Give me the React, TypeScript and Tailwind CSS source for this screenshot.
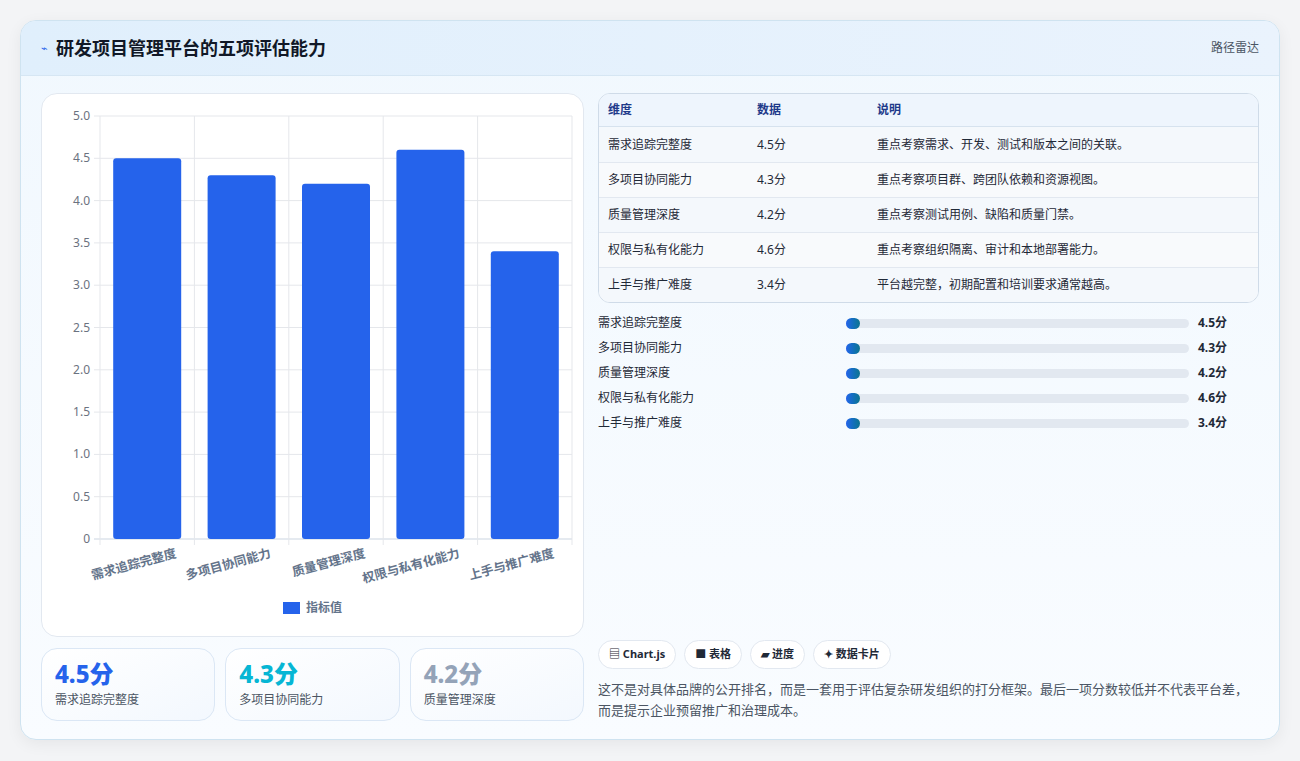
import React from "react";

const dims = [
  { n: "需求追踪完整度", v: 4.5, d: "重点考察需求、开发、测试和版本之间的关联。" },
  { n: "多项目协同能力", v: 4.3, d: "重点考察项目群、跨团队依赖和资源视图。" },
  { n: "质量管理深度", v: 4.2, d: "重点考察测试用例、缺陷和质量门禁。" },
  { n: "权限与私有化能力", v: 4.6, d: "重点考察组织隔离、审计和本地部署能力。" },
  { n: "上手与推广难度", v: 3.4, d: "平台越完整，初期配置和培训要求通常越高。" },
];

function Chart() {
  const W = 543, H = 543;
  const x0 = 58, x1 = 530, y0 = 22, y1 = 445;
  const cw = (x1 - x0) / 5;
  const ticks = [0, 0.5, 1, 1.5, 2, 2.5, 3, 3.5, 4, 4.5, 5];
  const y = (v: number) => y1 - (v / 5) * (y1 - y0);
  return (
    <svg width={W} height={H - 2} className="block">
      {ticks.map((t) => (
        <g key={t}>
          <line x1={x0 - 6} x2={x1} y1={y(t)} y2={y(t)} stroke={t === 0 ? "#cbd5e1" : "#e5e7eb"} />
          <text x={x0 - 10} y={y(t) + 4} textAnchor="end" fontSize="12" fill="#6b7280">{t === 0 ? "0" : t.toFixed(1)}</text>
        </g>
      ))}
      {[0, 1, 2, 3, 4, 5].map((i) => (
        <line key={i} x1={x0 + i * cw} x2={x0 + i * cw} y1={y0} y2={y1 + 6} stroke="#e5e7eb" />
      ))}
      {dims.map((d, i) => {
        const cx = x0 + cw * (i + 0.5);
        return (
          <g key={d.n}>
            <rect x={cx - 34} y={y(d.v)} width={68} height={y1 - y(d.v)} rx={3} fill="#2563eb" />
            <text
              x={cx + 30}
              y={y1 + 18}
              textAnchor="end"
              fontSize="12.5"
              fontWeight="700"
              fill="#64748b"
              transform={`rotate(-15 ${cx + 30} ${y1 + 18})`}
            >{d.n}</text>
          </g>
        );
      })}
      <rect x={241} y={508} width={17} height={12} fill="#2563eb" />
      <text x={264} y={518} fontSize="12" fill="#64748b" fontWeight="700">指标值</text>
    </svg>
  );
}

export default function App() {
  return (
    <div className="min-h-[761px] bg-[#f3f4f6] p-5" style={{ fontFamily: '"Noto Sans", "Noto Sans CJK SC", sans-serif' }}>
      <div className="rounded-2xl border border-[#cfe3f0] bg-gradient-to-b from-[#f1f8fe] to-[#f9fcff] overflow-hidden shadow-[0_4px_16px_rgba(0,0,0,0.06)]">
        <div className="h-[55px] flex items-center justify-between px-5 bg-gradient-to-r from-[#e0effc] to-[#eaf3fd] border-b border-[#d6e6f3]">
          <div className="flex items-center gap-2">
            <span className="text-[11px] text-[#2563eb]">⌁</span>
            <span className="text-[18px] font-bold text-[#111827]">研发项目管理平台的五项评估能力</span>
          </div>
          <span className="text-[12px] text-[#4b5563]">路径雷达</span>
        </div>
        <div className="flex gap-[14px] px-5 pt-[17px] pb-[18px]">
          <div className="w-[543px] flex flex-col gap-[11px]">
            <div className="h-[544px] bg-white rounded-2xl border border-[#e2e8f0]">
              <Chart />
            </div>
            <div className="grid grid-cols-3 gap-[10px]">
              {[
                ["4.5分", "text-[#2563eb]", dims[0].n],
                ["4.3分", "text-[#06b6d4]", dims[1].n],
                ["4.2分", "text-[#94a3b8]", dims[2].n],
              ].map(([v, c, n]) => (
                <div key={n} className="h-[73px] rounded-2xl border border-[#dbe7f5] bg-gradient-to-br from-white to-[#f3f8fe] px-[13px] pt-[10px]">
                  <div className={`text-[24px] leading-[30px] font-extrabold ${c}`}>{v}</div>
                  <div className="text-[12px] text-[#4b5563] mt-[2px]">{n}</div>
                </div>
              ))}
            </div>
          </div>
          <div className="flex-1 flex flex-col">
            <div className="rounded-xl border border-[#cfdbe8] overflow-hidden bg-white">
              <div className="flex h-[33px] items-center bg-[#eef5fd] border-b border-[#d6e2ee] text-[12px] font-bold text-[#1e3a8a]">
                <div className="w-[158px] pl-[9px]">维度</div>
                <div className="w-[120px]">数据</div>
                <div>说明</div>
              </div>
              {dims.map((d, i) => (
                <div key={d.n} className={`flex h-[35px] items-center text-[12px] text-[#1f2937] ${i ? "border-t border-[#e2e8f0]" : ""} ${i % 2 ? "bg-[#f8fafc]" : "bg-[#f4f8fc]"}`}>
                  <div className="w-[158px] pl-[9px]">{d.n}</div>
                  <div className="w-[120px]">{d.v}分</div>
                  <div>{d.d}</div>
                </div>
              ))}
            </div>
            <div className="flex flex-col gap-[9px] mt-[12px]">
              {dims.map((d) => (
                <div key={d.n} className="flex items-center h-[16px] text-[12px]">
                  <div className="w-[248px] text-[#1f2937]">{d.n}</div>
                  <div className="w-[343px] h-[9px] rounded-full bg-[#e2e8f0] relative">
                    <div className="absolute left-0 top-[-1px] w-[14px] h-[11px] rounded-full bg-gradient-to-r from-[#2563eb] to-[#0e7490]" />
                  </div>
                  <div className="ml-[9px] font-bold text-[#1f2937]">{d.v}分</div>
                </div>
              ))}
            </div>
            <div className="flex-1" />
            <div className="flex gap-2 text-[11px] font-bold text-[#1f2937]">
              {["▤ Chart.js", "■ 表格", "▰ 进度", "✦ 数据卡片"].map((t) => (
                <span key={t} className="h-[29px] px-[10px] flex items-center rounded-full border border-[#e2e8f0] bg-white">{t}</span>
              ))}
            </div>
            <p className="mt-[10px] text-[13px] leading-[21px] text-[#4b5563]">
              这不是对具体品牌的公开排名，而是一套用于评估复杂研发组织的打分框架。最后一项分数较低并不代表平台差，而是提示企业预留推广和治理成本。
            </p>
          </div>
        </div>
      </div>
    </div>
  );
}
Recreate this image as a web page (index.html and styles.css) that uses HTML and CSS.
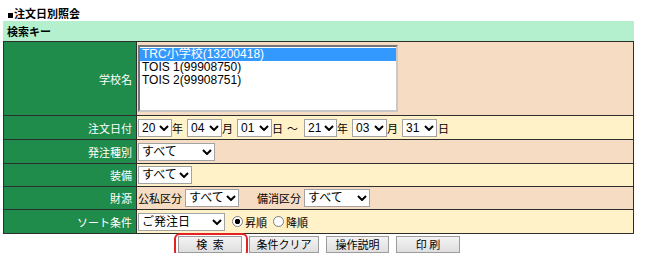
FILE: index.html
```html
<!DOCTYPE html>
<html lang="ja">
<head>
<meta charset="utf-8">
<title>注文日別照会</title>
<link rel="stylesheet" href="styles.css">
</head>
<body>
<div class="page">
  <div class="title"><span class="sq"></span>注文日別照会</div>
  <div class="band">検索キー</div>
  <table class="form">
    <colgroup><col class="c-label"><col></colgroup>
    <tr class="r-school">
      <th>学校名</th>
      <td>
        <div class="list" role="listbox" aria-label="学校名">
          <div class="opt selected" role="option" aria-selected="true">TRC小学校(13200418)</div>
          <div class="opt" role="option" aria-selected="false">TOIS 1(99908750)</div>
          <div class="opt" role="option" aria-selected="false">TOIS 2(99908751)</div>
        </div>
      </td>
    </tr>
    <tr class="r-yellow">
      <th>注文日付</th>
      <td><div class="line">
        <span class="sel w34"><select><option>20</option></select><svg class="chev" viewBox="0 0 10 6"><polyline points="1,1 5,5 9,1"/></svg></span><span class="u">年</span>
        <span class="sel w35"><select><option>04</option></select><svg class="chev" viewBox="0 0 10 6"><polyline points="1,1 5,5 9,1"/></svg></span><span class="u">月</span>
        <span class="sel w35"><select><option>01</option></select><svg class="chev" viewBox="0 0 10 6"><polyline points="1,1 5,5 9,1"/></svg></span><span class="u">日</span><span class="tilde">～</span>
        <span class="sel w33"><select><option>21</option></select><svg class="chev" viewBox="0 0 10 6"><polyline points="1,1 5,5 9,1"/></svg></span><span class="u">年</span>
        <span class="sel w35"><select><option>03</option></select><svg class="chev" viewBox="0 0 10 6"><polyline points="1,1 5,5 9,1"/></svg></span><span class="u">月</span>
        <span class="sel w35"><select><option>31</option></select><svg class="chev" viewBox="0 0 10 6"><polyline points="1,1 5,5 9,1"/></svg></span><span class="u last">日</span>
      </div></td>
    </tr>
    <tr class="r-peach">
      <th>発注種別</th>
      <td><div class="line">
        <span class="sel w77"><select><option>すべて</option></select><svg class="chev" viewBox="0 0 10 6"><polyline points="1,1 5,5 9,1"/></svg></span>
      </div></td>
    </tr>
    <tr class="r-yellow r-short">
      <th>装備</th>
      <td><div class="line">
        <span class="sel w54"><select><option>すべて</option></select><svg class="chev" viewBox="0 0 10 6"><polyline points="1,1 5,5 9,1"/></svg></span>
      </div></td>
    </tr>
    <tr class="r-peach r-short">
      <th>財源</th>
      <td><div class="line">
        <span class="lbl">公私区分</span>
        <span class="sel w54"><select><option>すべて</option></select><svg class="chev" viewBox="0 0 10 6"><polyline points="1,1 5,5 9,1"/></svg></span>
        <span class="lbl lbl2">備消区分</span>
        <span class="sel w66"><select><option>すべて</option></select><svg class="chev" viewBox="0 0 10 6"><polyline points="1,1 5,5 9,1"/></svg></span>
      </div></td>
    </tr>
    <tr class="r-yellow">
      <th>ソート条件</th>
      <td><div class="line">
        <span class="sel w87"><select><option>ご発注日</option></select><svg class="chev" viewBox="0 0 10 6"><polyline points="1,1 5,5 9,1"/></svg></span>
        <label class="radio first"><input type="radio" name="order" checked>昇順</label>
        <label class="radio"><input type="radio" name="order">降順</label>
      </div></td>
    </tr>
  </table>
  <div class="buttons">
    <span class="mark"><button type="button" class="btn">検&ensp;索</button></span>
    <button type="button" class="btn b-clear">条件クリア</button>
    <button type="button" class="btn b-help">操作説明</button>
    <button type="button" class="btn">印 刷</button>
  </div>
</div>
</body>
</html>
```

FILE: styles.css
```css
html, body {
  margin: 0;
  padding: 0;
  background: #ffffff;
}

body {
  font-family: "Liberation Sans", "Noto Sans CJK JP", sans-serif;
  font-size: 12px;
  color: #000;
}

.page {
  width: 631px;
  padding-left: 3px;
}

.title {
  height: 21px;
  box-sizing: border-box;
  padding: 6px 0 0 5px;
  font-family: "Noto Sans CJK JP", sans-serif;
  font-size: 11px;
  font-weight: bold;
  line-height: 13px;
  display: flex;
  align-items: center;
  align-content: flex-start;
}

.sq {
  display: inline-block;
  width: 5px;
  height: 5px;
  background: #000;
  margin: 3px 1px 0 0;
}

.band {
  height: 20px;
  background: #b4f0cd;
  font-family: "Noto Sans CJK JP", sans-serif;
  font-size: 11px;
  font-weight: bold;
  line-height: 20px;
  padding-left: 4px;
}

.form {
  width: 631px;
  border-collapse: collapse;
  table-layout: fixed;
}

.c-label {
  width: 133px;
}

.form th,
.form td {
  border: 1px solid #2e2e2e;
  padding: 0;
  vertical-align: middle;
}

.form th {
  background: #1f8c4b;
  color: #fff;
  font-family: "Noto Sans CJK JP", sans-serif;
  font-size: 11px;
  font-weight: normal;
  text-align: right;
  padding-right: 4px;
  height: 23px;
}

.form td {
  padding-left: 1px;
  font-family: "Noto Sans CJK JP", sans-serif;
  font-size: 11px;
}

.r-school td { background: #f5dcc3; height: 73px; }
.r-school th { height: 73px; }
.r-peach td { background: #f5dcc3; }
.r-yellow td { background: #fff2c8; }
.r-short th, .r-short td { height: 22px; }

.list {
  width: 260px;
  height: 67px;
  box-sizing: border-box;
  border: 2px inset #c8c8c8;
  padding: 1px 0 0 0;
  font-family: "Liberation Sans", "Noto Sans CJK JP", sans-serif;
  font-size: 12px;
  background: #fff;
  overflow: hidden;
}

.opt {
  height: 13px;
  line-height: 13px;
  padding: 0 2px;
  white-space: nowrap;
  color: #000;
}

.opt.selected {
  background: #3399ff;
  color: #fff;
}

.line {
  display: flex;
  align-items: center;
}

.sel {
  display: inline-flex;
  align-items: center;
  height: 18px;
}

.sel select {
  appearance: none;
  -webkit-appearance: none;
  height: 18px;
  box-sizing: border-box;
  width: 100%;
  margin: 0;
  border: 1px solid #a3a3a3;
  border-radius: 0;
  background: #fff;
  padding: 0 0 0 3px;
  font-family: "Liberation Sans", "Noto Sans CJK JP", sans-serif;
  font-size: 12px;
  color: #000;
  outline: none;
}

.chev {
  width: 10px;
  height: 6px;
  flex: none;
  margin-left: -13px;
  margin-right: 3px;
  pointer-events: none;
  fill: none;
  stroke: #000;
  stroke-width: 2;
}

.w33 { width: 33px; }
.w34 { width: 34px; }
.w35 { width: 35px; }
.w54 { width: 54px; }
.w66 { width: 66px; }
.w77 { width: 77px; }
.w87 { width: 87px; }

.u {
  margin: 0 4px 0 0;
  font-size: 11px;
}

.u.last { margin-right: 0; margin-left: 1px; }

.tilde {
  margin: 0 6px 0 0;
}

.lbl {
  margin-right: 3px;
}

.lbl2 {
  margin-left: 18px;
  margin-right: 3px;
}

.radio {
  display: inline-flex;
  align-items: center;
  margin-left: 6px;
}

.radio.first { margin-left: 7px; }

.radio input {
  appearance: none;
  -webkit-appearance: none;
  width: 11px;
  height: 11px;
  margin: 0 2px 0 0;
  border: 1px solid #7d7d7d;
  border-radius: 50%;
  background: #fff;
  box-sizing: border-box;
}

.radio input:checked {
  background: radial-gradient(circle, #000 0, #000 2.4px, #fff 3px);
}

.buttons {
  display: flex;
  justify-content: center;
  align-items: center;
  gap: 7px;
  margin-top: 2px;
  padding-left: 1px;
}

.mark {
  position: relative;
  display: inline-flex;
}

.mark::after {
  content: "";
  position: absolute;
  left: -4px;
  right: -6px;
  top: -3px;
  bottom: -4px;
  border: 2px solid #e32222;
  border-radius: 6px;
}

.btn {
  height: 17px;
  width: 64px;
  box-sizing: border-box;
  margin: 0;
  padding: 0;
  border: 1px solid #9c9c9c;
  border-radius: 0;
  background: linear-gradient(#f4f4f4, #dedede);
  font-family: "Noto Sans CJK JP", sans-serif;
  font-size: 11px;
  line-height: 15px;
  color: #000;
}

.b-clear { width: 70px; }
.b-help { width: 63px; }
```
#####
(Objective): Return nothing but the lines running from the start of the data to the line with "import React from", please, both ends included and no pictures.

(Expected answer):
Give me the React, TypeScript and Tailwind CSS source for this screenshot.
import React from "react";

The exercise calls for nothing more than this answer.